RIVN — Rivian Automotive, Inc.
NASDAQ
Q1 2026 Earnings Call Summary
April 30, 2026
Rivian Q1 2026 Earnings Call Summary
1. Key Financial Results and Metrics
- Revenue: Approximately $1.4 billion, an 11% increase year-over-year.
- Gross Profit: $119 million, with a gross margin of 9%.
- Adjusted EBITDA Loss: $472 million, reflecting increased operating expenses as Rivian scales R2 production.
- Vehicle Production and Deliveries: Produced 10,236 vehicles and delivered 10,365, generating $908 million in automotive revenue.
- Cash Position: Ended the quarter with $4.8 billion in cash and equivalents.
- Future Capital: Expected to receive $2.55 billion in capital from strategic partners in 2026.
2. Strategic Updates and Business Highlights
- R2 Production: Celebrated the start of saleable R2 production, aimed at delivering a mass-market vehicle priced for broader consumer access.
- Cost Reductions: R2's bill of materials is expected to be approximately half that of the R1 platform, with non-BOM costs projected to decrease by over 50%.
- Georgia Plant Expansion: Increased initial production capacity from 200,000 to 300,000 units annually, supported by a $4.5 billion loan from the U.S. Department of Energy.
- Autonomy Partnership with Uber: Announced a strategic partnership to accelerate shared autonomous vehicle goals, with point-to-point capabilities expected by year-end.
3. Forward Guidance and Outlook
- 2026 Deliveries: Maintained guidance for total deliveries between 62,000 and 67,000 vehicles, with Q2 deliveries expected to be 9,000 to 11,000.
- Adjusted EBITDA Loss: Projected between $2.1 billion and $1.8 billion for the full year.
- Capital Expenditures: Guidance of $1.95 billion to $2.05 billion, primarily for R2 production and the Georgia plant build-out.
- Automotive Gross Profit: Anticipated to remain negative in Q2 and Q3 due to new vehicle complexities, with a positive trajectory expected by year-end.
4. Bad News, Challenges, or Points of Concern
- Increased Costs: Rising commodity prices and supply chain complexities are ongoing challenges.
- Negative Automotive Gross Profit: Expected losses in Q2 and Q3 as the company ramps up R2 production.
- Tornado Damage: The Normal factory sustained damage from a tornado, impacting operations temporarily.
- Market Uncertainties: Economic and geopolitical factors pose risks to supply chain stability and overall business performance.
5. Notable Q&A Insights
- Commodity Costs: Management is actively addressing rising raw material costs, particularly aluminum, through improved supplier relationships and alternative sourcing strategies.
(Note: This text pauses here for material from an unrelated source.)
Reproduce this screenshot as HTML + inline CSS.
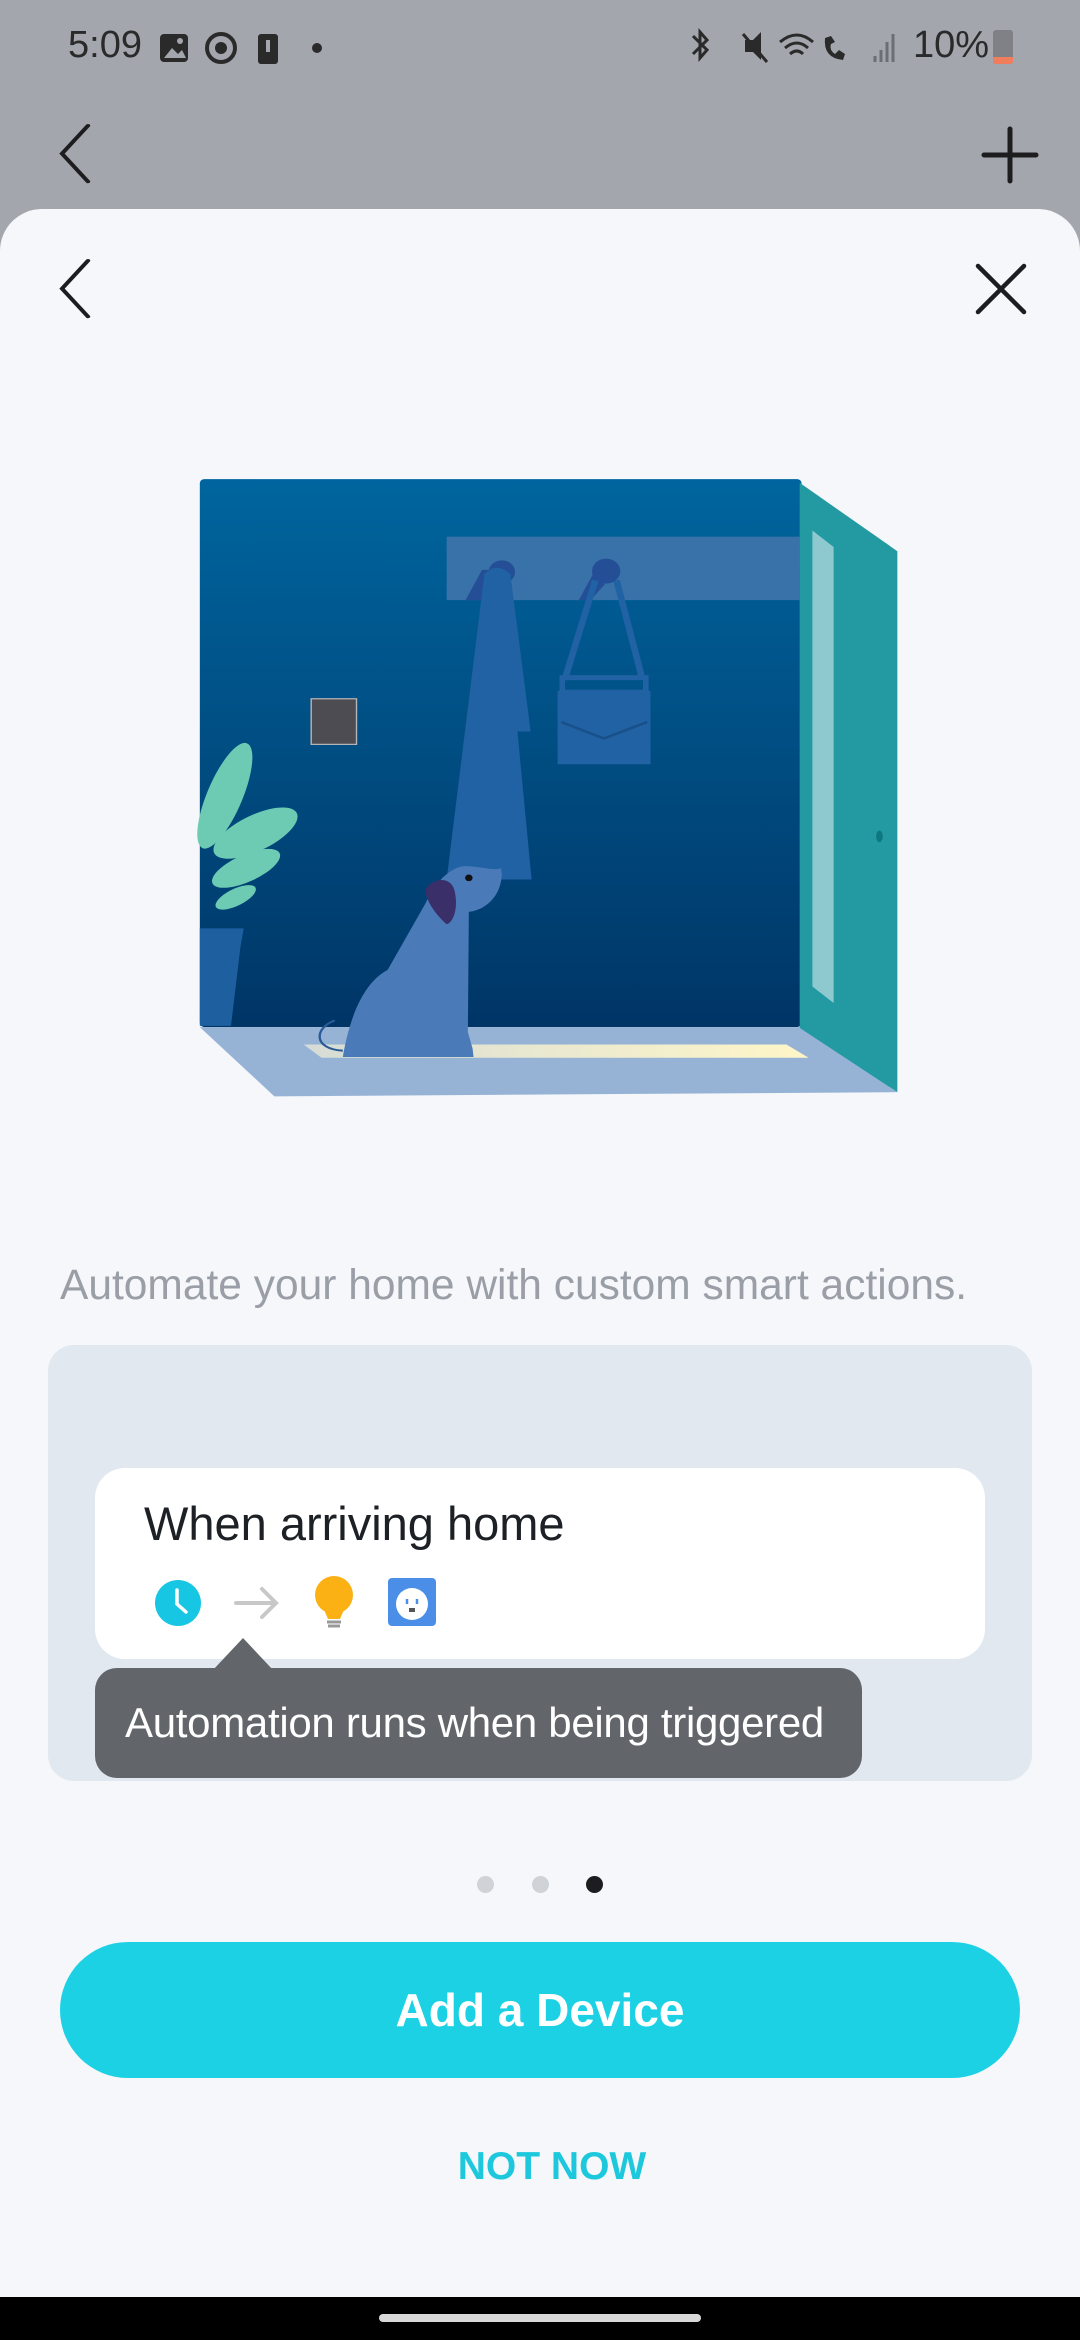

- R2 Demand: Early feedback on R2 has been overwhelmingly positive, with high expectations for customer adoption.
- Autonomy Development: The company is focused on progressing its autonomy roadmap, with plans for Level 4 capabilities in both personal and robotaxi applications.
- Commercial Vehicle Demand: Amazon remains a significant customer, contributing nearly 50% of automotive revenue, with expectations for continued growth in that segment.
Overall, Rivian is positioned for growth with the launch of R2 and strategic partnerships, despite facing challenges related to production ramp-up and external economic factors.